When a capacitor discharges through a resistor, the energy loss is not a linear decline but decreases according to a curve known as an exponential decay. Principally, the energy within the capacitor is given by the formula: \(E = \dfrac{1}{2}CV^2\), where \(E\) is the energy in joules, \(C\) is the capacitance in farads, and \(V\) is the voltage across the capacitor in volts.

The initial energy is at its peak when the capacitor is fully charged, and as it discharges, this energy diminishes. To find out when a capacitor has lost a certain percentage of its energy, we must take into account both the capacitor's capacitance and the resistance through which it is discharging. The rate at which the energy decreases depends on the time constant of the circuit, defined as \(RC\), with \(R\) being the resistance in ohms.

Knowing how to calculate the duration for a capacitor to lose a specific portion of its energy can be invaluable for timing applications and understanding the dynamics of electrical circuits.

Resistor-Capacitor (RC) Circuit

A resistor-capacitor (RC) circuit is one of the simplest and most instructive types of electric circuits used to examine the behavior of capacitors and resistors in tandem. This circuit can filter signals, delay currents, and even serve as a simple memory element in electronics.

The time constant, denoted \(\tau\), is a crucial concept in RC circuits, defined mathematically as \(\tau = RC\). It represents the time it takes for the voltage across the capacitor to either charge up to approximately 63.2% of the difference between the initial and final value, or to discharge down to about 36.8% of its initial value.

As components, the resistor controls the rate at which the capacitor charges or discharges, while the capacitor stores and releases energy. Understanding RC circuits is essential as they mimic many biological and physical systems' responses and are a cornerstone in electronics and signal processing.

Exponential Decay in Circuits

Exponential decay is a fundamental concept when observing capacitors discharging over time in an RC circuit. Rather than releasing energy at a steady rate, the capacitor's voltage and stored energy decrease exponentially.

The voltage across a discharging capacitor at any time \(t\) is described by the equation \(V(t) = V_0 e^{-\frac{t}{RC}}\), where \(V_0\) is the initial voltage, and \(e\) is Euler's number, approximately equal to 2.71828. This tells us that the voltage isn't halved every constant interval; rather, it takes successively longer intervals to halve each time.

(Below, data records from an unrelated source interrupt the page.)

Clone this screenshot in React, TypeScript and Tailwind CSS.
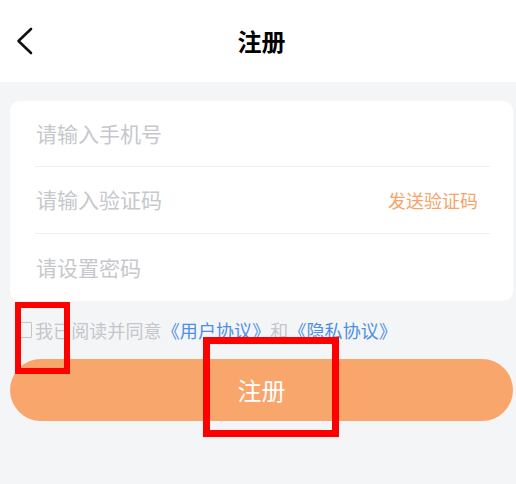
import React from "react";

export default function App() {
  const font = { fontFamily: '"Noto Sans CJK SC", "Noto Sans", sans-serif' };
  return (
    <div
      className="relative w-[516px] h-[484px] bg-[#f4f5f7] overflow-hidden"
      style={font}
    >
      {/* Header */}
      <div className="h-[82px] bg-white grid grid-cols-[60px_1fr_60px] items-center">
        <div className="pl-[15px] flex items-center">
          <svg width="20" height="28" viewBox="0 0 20 28" fill="none">
            <path
              d="M16 2 L3.5 14 L16 26"
              stroke="#111"
              strokeWidth="2.6"
              strokeLinecap="round"
              strokeLinejoin="round"
            />
          </svg>
        </div>
        <div className="text-center text-[24px] font-semibold text-black pl-[7px] leading-none">
          注册
        </div>
        <div />
      </div>

      {/* Form card */}
      <div className="ml-[10px] mr-[3px] mt-[19px] h-[200px] bg-white rounded-[10px] pl-[25px] pr-[23px] flex flex-col">
        <div className="h-[66px] flex items-center border-b border-[#eeeff1] pl-[1px]">
          <span className="text-[21px] text-[#c6c8cc]">请输入手机号</span>
        </div>
        <div className="h-[67px] flex items-center justify-between border-b border-[#eeeff1] pl-[1px] pr-[12px]">
          <span className="text-[21px] text-[#c6c8cc]">请输入验证码</span>
          <span className="text-[18px] text-[#f5a56a]">发送验证码</span>
        </div>
        <div className="h-[67px] flex items-center pl-[1px]">
          <span className="text-[21px] text-[#c6c8cc]">请设置密码</span>
        </div>
      </div>

      {/* Agreement */}
      <div className="h-[58px] flex items-center pl-[16px]">
        <div className="w-[16px] h-[16px] border-[1.5px] border-[#c3c5c9] rounded-[1px] mr-[3px]" />
        <span className="text-[18px] text-[#c4c6ca] tracking-[0.1px]">
          我已阅读并同意
          <span className="text-[#4d8fe6]">《用户协议》</span>
          和
          <span className="text-[#4d8fe6]">《隐私协议》</span>
        </span>
      </div>

      {/* Submit button */}
      <div className="ml-[10px] mr-[3px] h-[62px] rounded-full bg-[#f9a66c] flex items-center justify-center">
        <span className="text-[24px] text-white">注册</span>
      </div>

      {/* Red annotation boxes */}
      <div className="absolute left-[15px] top-[302px] w-[55px] h-[72px] border-[6px] border-[#ff0000]" />
      <div className="absolute left-[203px] top-[337px] w-[136px] h-[100px] border-[7px] border-[#ff0000]" />
    </div>
  );
}
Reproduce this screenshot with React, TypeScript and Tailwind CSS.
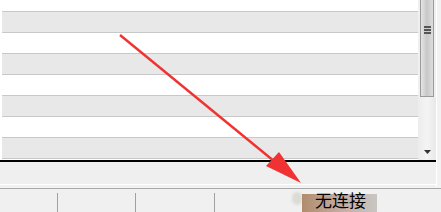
import React from 'react';

const GrayRow = () => (
  <div className="h-[22px] border-y border-[#c8c8c8] bg-[#e8e8e8]" />
);

const WhiteRow = () => <div className="h-[20px] bg-white" />;

const Scrollbar = () => (
  <div className="flex w-[18px] flex-col bg-[#f0f0f0]">
    <div className="flex h-[97px] pl-[2px] pr-[2px]">
      <div className="flex flex-1 flex-col items-center justify-start border border-[#9a9a9a] border-t-0 bg-gradient-to-r from-[#e4e4e4] via-[#c8c8c8] to-[#dedede] pt-[26px]">
        <div className="flex flex-col gap-[1px]">
          <div className="h-[2px] w-[7px] bg-[#555]" />
          <div className="h-[2px] w-[7px] bg-[#555]" />
          <div className="h-[2px] w-[7px] bg-[#555]" />
        </div>
      </div>
    </div>
    <div className="flex flex-1 flex-col items-center justify-end bg-gradient-to-r from-[#ececec] via-[#f4f4f4] to-[#e8e8e8] pb-[6px]">
      <svg width="7" height="4" viewBox="0 0 7 4">
        <polygon points="0,0 7,0 3.5,4" fill="#333" />
      </svg>
    </div>
  </div>
);

export default function App() {
  return (
    <div className="relative h-[212px] w-[441px] overflow-hidden bg-[#f0f0f0] font-['Noto_Sans_CJK_SC',sans-serif]">
      <div className="flex h-full">
        <div className="flex w-[436px] flex-col">
          <div className="flex h-[160px]">
            <div className="flex flex-1 flex-col bg-white pl-[2px]">
              <div className="h-[11px]" />
              <GrayRow />
              <WhiteRow />
              <GrayRow />
              <WhiteRow />
              <GrayRow />
              <WhiteRow />
              <GrayRow />
              <div className="h-px" />
            </div>
            <Scrollbar />
          </div>
          <div className="h-[2px] bg-black" />
          <div className="h-[23px] border-b border-white bg-[#efefef]" />
        </div>
        <div className="w-[5px] border-l border-white bg-[#f2f2f2]" />
      </div>

      <div className="absolute bottom-0 left-0 right-0 top-[187px] flex flex-col">
        <div className="h-[1px] bg-[#f4f4f4]" />
        <div className="h-[1px] bg-[#a8a8a8]" />
        <div className="flex flex-1 items-end bg-[#f0f0f0]">
          <div className="h-[19px] w-[58px] border-r border-[#a0a0a0]" />
          <div className="h-[19px] w-[78px] border-r border-[#a0a0a0]" />
          <div className="h-[19px] w-[79px] border-r border-[#a0a0a0]" />
          <div className="relative h-[23px] flex-1">
            <div className="absolute left-[77px] top-[3px] h-[13px] w-[10px] rounded-full bg-[#dcdcd6] blur-[1px]" />
            <div className="absolute bottom-0 left-[87px] top-[5px] w-[75px] bg-gradient-to-r from-[#b08c6c] via-[#c4aca4] to-[#c8c6c2]" />
            <span className="absolute left-[100px] top-[0px] text-[17px] leading-[22px] text-black">无连接</span>
          </div>
        </div>
      </div>

      <svg className="pointer-events-none absolute left-0 top-0" width="441" height="212" viewBox="0 0 441 212">
        <line x1="120" y1="35" x2="280" y2="166" stroke="#f03232" strokeWidth="2.4" />
        <polygon points="301,183 266,166 279,152" fill="#f03232" />
      </svg>
    </div>
  );
}
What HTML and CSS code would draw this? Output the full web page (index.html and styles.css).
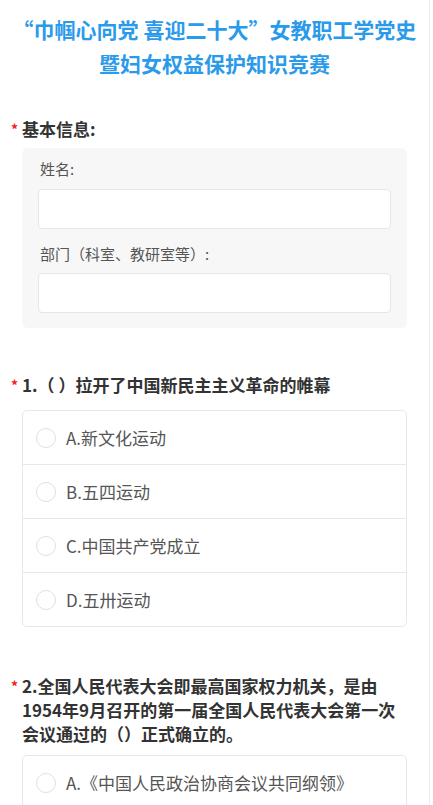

In educational settings, applying the concept of exponential decay to circuits aids in comprehending how different systems return to equilibrium. Whether in oscillation dampening or radioactive decay, the exponential nature of these processes is a key aspect of physical phenomena. By grasping exponential decay, students can predict and calculate how long it would take for a system to reduce to a certain energy level, an invaluable skill in circuit design and analysis.